Guy behind framework openly admits he did not really pay attention to what
other frameworks were doing (and Ember used to be Sproutcore and went through
similar observe-loop pains in the past.) He just transferred his Java-server-
side-MVC experience ($scope/$context - these are very distinct server-side MVC
concepts) as is to the browser, which, as turned out, not quite well suited
for long living in-browser apps..

And then whole dependency/packaging mess. There were already solution and
tooling in place for AMD - but he decided to reinvent it, and as a result
integrating any serious building process is a pain (i am not talking about 1
page apps here, i am talking about apps with 10Mb of JS code bases.)
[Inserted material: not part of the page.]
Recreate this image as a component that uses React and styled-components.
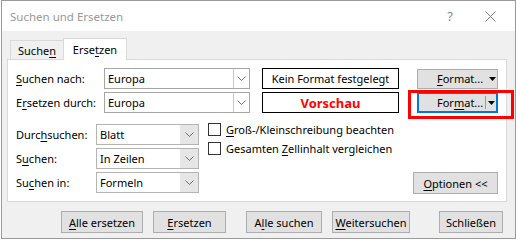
import React from 'react';
import styled, { createGlobalStyle } from 'styled-components';

const GlobalStyle = createGlobalStyle`
  html, body {
    margin: 0;
    padding: 0;
    background: #ffffff;
  }
  body {
    font-family: 'Noto Sans', 'Open Sans', sans-serif;
    font-size: 11px;
    color: #000;
  }
`;

const Window = styled.div`
  margin-left: 1px;
  width: 513px;
  height: 237px;
  border: 1px solid #9a9a9a;
  background: #f0f0f0;
  display: flex;
  flex-direction: column;
  position: relative;
`;

const TitleBar = styled.div`
  height: 30px;
  background: #ffffff;
  display: flex;
  align-items: center;
  padding-left: 8px;
`;

const Title = styled.div`
  flex: 1;
  color: #999999;
  font-size: 11.5px;
`;

const TitleIcon = styled.div`
  width: ${p => p.w}px;
  display: flex;
  align-items: center;
  justify-content: center;
  color: #8a8a8a;
  font-size: 13px;
`;

const Body = styled.div`
  padding: 0 8px 0 5px;
  display: flex;
  flex-direction: column;
`;

const TabStrip = styled.div`
  height: 28px;
  display: flex;
  align-items: flex-end;
  padding-left: 3px;
`;

const Tab = styled.div`
  height: ${p => (p.active ? 22 : 19)}px;
  width: ${p => p.w}px;
  box-sizing: border-box;
  display: flex;
  align-items: center;
  justify-content: center;
  background: ${p => (p.active ? '#ffffff' : '#f0f0f0')};
  border: 1px solid #d9d9d9;
  border-bottom: none;
  border-right: ${p => (p.active ? '1px solid #d9d9d9' : 'none')};
  margin-bottom: ${p => (p.active ? '-1px' : '0')};
  position: relative;
  z-index: ${p => (p.active ? 1 : 0)};
`;

const Panel = styled.div`
  background: #ffffff;
  border: 1px solid #d9d9d9;
  height: 143px;
  padding: 8px 7px 0 8px;
  box-sizing: border-box;
  display: flex;
  flex-direction: column;
`;

const TopGrid = styled.div`
  display: grid;
  grid-template-columns: 88px 146px 149px 99px;
  grid-auto-rows: 21px;
  row-gap: 3px;
  align-items: center;
`;

const Label = styled.div`
  white-space: nowrap;
`;

const Ul = styled.span`
  text-decoration: underline;
  text-underline-offset: 2px;
`;

const Combo = styled.div`
  height: 21px;
  box-sizing: border-box;
  border: 1px solid ${p => (p.list ? '#b4b4b4' : '#a6a6a6')};
  background: #ffffff;
  display: flex;
  align-items: stretch;
`;

const ComboText = styled.div`
  flex: 1;
  display: flex;
  align-items: center;
  padding-left: 3px;
`;

const ComboArrow = styled.div`
  width: ${p => (p.list ? 17 : 15)}px;
  display: flex;
  align-items: center;
  justify-content: center;
  background: ${p => (p.list ? '#e6e6e6' : '#ffffff')};
  border-left: 1px solid ${p => (p.list ? '#e6e6e6' : '#c8c8c8')};
`;

const PreviewBox = styled.div`
  height: 21px;
  width: 137px;
  margin-left: 12px;
  box-sizing: border-box;
  border: 1px solid #000000;
  display: flex;
  align-items: center;
  justify-content: center;
  color: ${p => (p.red ? '#ff0000' : '#000000')};
  font-weight: ${p => (p.red ? 700 : 400)};
  font-size: ${p => (p.red ? 13 : 11)}px;
`;

const Button = styled.div`
  height: ${p => p.h || 22}px;
  width: ${p => p.w}px;
  margin-left: ${p => p.ml || 0}px;
  box-sizing: border-box;
  background: #e1e1e1;
  border: ${p => (p.focus ? '2px solid #0078d7' : '1px solid #adadad')};
  display: flex;
  align-items: center;
  justify-content: center;
  white-space: nowrap;
  position: relative;
`;

const SplitButton = styled(Button)`
  justify-content: flex-start;
  padding-left: ${p => (p.focus ? 18 : 19)}px;
`;

const SplitArrow = styled.div`
  position: absolute;
  right: 0;
  top: 0;
  bottom: 0;
  width: 10px;
  display: flex;
  align-items: center;
  justify-content: center;
  border-left: ${p => (p.sep ? '1px solid #9a9a9a' : 'none')};
  margin: ${p => (p.sep ? '2px 0' : '0')};
`;

const Highlight = styled.div`
  position: absolute;
  left: -9px;
  right: -16px;
  top: -2px;
  bottom: -6px;
  border: 3px solid #ff0000;
  pointer-events: none;
`;

const FocusWrap = styled.div`
  position: relative;
  margin-left: 18px;
`;

const LowerSection = styled.div`
  display: flex;
  margin-top: 11px;
`;

const LowerGrid = styled.div`
  display: grid;
  grid-template-columns: 80px 103px;
  grid-auto-rows: 21px;
  row-gap: 3px;
  align-items: center;
`;

const CheckColumn = styled.div`
  flex: 1;
  margin-left: 9px;
  margin-top: -2px;
  display: flex;
  flex-direction: column;
  gap: 4px;
`;

const CheckRow = styled.div`
  height: 15px;
  display: flex;
  align-items: center;
  gap: 5px;
  white-space: nowrap;
`;

const CheckBox = styled.div`
  width: 13px;
  height: 13px;
  box-sizing: border-box;
  border: 1px solid #333333;
  background: #ffffff;
`;

const OptionsWrap = styled.div`
  align-self: flex-end;
  margin-right: 1px;
  margin-bottom: -1px;
`;

const ButtonBar = styled.div`
  display: flex;
  padding: 9px 0 0 54px;
`;

const Chevron = () => (
  <svg width="9" height="5" viewBox="0 0 9 5">
    <path d="M0.5 0.5 L4.5 4.5 L8.5 0.5" fill="none" stroke="#6d6d6d" strokeWidth="1" />
  </svg>
);

const Tri = () => (
  <svg width="7" height="4" viewBox="0 0 7 4">
    <path d="M0 0 H7 L3.5 4 Z" fill="#000" />
  </svg>
);

function ComboBox({ value, list }) {
  return (
    <Combo list={list}>
      <ComboText>{value}</ComboText>
      <ComboArrow list={list}>
        <Chevron />
      </ComboArrow>
    </Combo>
  );
}

export default function App() {
  return (
    <>
      <GlobalStyle />
      <Window>
        <TitleBar>
          <Title>Suchen und Ersetzen</Title>
          <TitleIcon w={34}>?</TitleIcon>
          <TitleIcon w={46}>
            <svg width="11" height="11" viewBox="0 0 11 11">
              <path d="M0.5 0.5 L10.5 10.5 M10.5 0.5 L0.5 10.5" stroke="#7a7a7a" strokeWidth="1" />
            </svg>
          </TitleIcon>
          <div style={{ width: 2 }} />
        </TitleBar>
        <Body>
          <TabStrip>
            <Tab w={53}>
              Suche<Ul>n</Ul>
            </Tab>
            <Tab active w={64}>
              Erse<Ul>t</Ul>zen
            </Tab>
          </TabStrip>
          <Panel>
            <TopGrid>
              <Label>
                <Ul>S</Ul>uchen nach:
              </Label>
              <ComboBox value="Europa" />
              <PreviewBox>Kein Format festgelegt</PreviewBox>
              <SplitButton w={81} h={20} ml={18}>
                <span>
                  <Ul>F</Ul>ormat...
                </span>
                <SplitArrow>
                  <Tri />
                </SplitArrow>
              </SplitButton>

              <Label>
                E<Ul>r</Ul>setzen durch:
              </Label>
              <ComboBox value="Europa" />
              <PreviewBox red>Vorschau</PreviewBox>
              <FocusWrap>
                <SplitButton w={81} h={21} focus>
                  <span>
                    For<Ul>m</Ul>at...
                  </span>
                  <SplitArrow sep>
                    <Tri />
                  </SplitArrow>
                </SplitButton>
                <Highlight />
              </FocusWrap>
            </TopGrid>

            <LowerSection>
              <LowerGrid>
                <Label>
                  Durc<Ul>h</Ul>suchen:
                </Label>
                <ComboBox value="Blatt" list />
                <Label>
                  S<Ul>u</Ul>chen:
                </Label>
                <ComboBox value="In Zeilen" list />
                <Label>
                  Su<Ul>c</Ul>hen in:
                </Label>
                <ComboBox value="Formeln" list />
              </LowerGrid>
              <CheckColumn>
                <CheckRow>
                  <CheckBox />
                  <span>
                    <Ul>G</Ul>roß-/Kleinschreibung beachten
                  </span>
                </CheckRow>
                <CheckRow>
                  <CheckBox />
                  <span>
                    Gesamten <Ul>Z</Ul>ellinhalt vergleichen
                  </span>
                </CheckRow>
              </CheckColumn>
              <OptionsWrap>
                <Button w={85} h={22}>
                  <span>
                    <Ul>O</Ul>ptionen &lt;&lt;
                  </span>
                </Button>
              </OptionsWrap>
            </LowerSection>
          </Panel>
          <ButtonBar>
            <Button w={82}>
              <span>
                <Ul>A</Ul>lle ersetzen
              </span>
            </Button>
            <Button w={73} ml={10}>
              <span>
                <Ul>E</Ul>rsetzen
              </span>
            </Button>
            <Button w={76} ml={20}>
              <span>
                A<Ul>l</Ul>le suchen
              </span>
            </Button>
            <Button w={78} ml={10}>
              <span>
                <Ul>W</Ul>eitersuchen
              </span>
            </Button>
            <Button w={64} ml={29}>
              <span>Schließen</span>
            </Button>
          </ButtonBar>
        </Body>
      </Window>
    </>
  );
}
While this all workable, and this is what I do at my day job, this should not
be necessary. I call it "bullshit job" just like many "create report" type of
jobs - where no real value is created.

If you know 100% that your app will never grow outside small prototype - go
for it, otherwise either have plan in place to redo your app in sane
framework, or do your app in sane framework from the start.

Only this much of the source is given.